- [Your task] All the data must come back unchanged, except that pictures are left out.

- [Data segment]
□ □ □
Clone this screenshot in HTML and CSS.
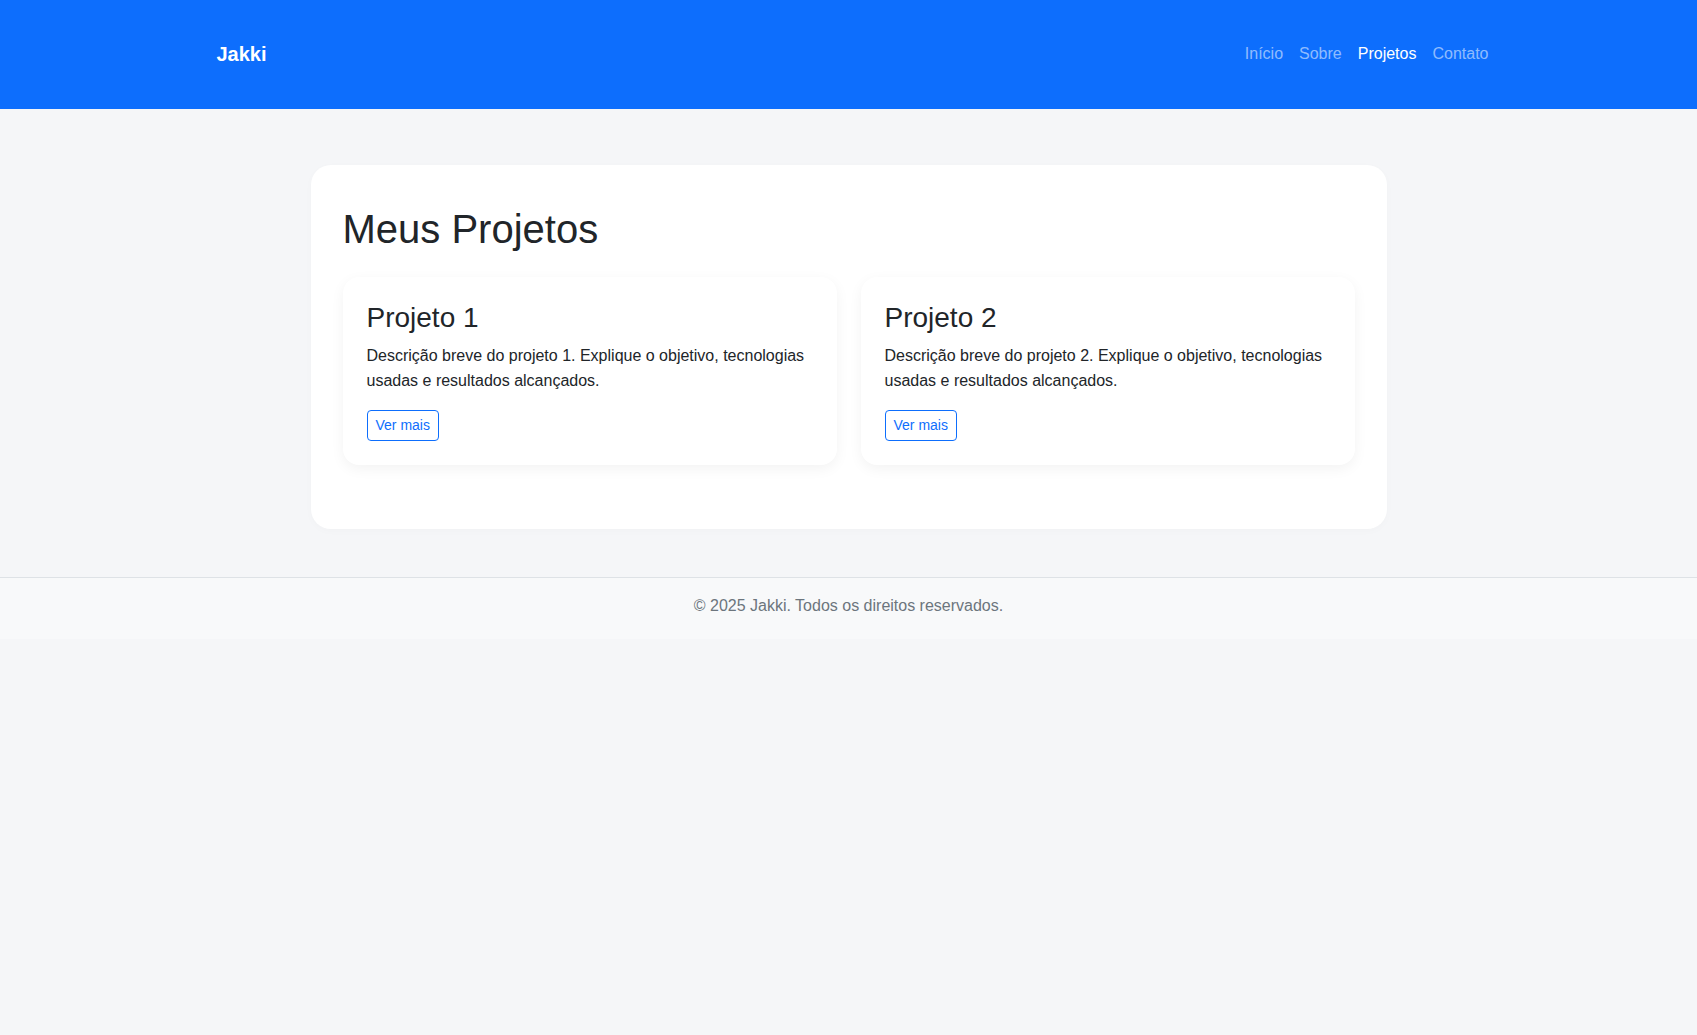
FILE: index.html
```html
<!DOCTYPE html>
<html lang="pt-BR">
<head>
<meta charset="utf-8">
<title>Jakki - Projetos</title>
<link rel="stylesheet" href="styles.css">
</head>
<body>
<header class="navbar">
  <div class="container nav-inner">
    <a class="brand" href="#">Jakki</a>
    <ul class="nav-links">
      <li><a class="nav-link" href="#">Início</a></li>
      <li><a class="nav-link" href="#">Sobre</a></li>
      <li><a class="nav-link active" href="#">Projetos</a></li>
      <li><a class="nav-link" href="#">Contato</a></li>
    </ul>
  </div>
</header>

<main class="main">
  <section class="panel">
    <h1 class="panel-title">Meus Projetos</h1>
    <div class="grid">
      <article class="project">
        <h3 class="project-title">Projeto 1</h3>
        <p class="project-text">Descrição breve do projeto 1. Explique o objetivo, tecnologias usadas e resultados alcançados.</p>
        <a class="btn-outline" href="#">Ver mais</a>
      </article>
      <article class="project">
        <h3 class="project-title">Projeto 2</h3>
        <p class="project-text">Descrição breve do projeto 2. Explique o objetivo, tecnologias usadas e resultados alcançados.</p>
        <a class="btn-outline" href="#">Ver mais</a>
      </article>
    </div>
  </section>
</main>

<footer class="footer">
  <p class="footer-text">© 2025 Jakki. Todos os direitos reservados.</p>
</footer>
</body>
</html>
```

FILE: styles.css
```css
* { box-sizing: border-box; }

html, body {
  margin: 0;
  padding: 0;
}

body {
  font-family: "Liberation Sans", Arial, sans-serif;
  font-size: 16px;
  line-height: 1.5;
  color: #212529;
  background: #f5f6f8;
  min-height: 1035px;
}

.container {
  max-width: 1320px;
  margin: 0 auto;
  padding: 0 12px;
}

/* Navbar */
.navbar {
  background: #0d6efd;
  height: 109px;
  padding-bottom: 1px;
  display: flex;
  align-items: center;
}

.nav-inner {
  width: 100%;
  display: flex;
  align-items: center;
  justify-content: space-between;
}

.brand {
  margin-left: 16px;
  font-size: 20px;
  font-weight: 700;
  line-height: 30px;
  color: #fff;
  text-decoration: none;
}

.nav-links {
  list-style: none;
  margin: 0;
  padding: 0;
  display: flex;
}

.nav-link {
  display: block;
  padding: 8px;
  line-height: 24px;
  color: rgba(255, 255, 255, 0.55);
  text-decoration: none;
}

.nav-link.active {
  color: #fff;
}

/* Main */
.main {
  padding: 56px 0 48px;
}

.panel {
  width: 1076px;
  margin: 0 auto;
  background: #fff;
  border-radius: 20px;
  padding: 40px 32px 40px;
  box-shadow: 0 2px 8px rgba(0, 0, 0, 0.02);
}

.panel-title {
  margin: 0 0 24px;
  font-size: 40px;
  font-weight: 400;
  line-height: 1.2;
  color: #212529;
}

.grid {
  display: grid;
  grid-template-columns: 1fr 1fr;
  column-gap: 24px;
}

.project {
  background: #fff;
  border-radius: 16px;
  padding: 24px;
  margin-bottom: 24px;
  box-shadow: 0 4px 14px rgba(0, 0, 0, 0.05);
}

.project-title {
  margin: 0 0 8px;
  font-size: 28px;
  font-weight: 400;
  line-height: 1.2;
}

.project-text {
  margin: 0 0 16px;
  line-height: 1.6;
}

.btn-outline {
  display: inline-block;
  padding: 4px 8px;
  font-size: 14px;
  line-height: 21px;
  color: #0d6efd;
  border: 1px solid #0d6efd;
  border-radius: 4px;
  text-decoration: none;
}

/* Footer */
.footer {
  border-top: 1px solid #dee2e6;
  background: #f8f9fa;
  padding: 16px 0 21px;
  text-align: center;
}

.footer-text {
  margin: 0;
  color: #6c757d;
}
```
□ □ □
- [Exercise solution]
Clone this screenshot in HTML and CSS.
FILE: index.html
```html
<!DOCTYPE html>
<html lang="pt-BR">
<head>
<meta charset="utf-8">
<title>Jakki - Projetos</title>
<link rel="stylesheet" href="styles.css">
</head>
<body>
<header class="navbar">
  <div class="container nav-inner">
    <a class="brand" href="#">Jakki</a>
    <ul class="nav-links">
      <li><a class="nav-link" href="#">Início</a></li>
      <li><a class="nav-link" href="#">Sobre</a></li>
      <li><a class="nav-link active" href="#">Projetos</a></li>
      <li><a class="nav-link" href="#">Contato</a></li>
    </ul>
  </div>
</header>

<main class="main">
  <section class="panel">
    <h1 class="panel-title">Meus Projetos</h1>
    <div class="grid">
      <article class="project">
        <h3 class="project-title">Projeto 1</h3>
        <p class="project-text">Descrição breve do projeto 1. Explique o objetivo, tecnologias usadas e resultados alcançados.</p>
        <a class="btn-outline" href="#">Ver mais</a>
      </article>
      <article class="project">
        <h3 class="project-title">Projeto 2</h3>
        <p class="project-text">Descrição breve do projeto 2. Explique o objetivo, tecnologias usadas e resultados alcançados.</p>
        <a class="btn-outline" href="#">Ver mais</a>
      </article>
    </div>
  </section>
</main>

<footer class="footer">
  <p class="footer-text">© 2025 Jakki. Todos os direitos reservados.</p>
</footer>
</body>
</html>
```

FILE: styles.css
```css
* { box-sizing: border-box; }

html, body {
  margin: 0;
  padding: 0;
}

body {
  font-family: "Liberation Sans", Arial, sans-serif;
  font-size: 16px;
  line-height: 1.5;
  color: #212529;
  background: #f5f6f8;
  min-height: 1035px;
}

.container {
  max-width: 1320px;
  margin: 0 auto;
  padding: 0 12px;
}

/* Navbar */
.navbar {
  background: #0d6efd;
  height: 109px;
  padding-bottom: 1px;
  display: flex;
  align-items: center;
}

.nav-inner {
  width: 100%;
  display: flex;
  align-items: center;
  justify-content: space-between;
}

.brand {
  margin-left: 16px;
  font-size: 20px;
  font-weight: 700;
  line-height: 30px;
  color: #fff;
  text-decoration: none;
}

.nav-links {
  list-style: none;
  margin: 0;
  padding: 0;
  display: flex;
}

.nav-link {
  display: block;
  padding: 8px;
  line-height: 24px;
  color: rgba(255, 255, 255, 0.55);
  text-decoration: none;
}

.nav-link.active {
  color: #fff;
}

/* Main */
.main {
  padding: 56px 0 48px;
}

.panel {
  width: 1076px;
  margin: 0 auto;
  background: #fff;
  border-radius: 20px;
  padding: 40px 32px 40px;
  box-shadow: 0 2px 8px rgba(0, 0, 0, 0.02);
}

.panel-title {
  margin: 0 0 24px;
  font-size: 40px;
  font-weight: 400;
  line-height: 1.2;
  color: #212529;
}

.grid {
  display: grid;
  grid-template-columns: 1fr 1fr;
  column-gap: 24px;
}

.project {
  background: #fff;
  border-radius: 16px;
  padding: 24px;
  margin-bottom: 24px;
  box-shadow: 0 4px 14px rgba(0, 0, 0, 0.05);
}

.project-title {
  margin: 0 0 8px;
  font-size: 28px;
  font-weight: 400;
  line-height: 1.2;
}

.project-text {
  margin: 0 0 16px;
  line-height: 1.6;
}

.btn-outline {
  display: inline-block;
  padding: 4px 8px;
  font-size: 14px;
  line-height: 21px;
  color: #0d6efd;
  border: 1px solid #0d6efd;
  border-radius: 4px;
  text-decoration: none;
}

/* Footer */
.footer {
  border-top: 1px solid #dee2e6;
  background: #f8f9fa;
  padding: 16px 0 21px;
  text-align: center;
}

.footer-text {
  margin: 0;
  color: #6c757d;
}
```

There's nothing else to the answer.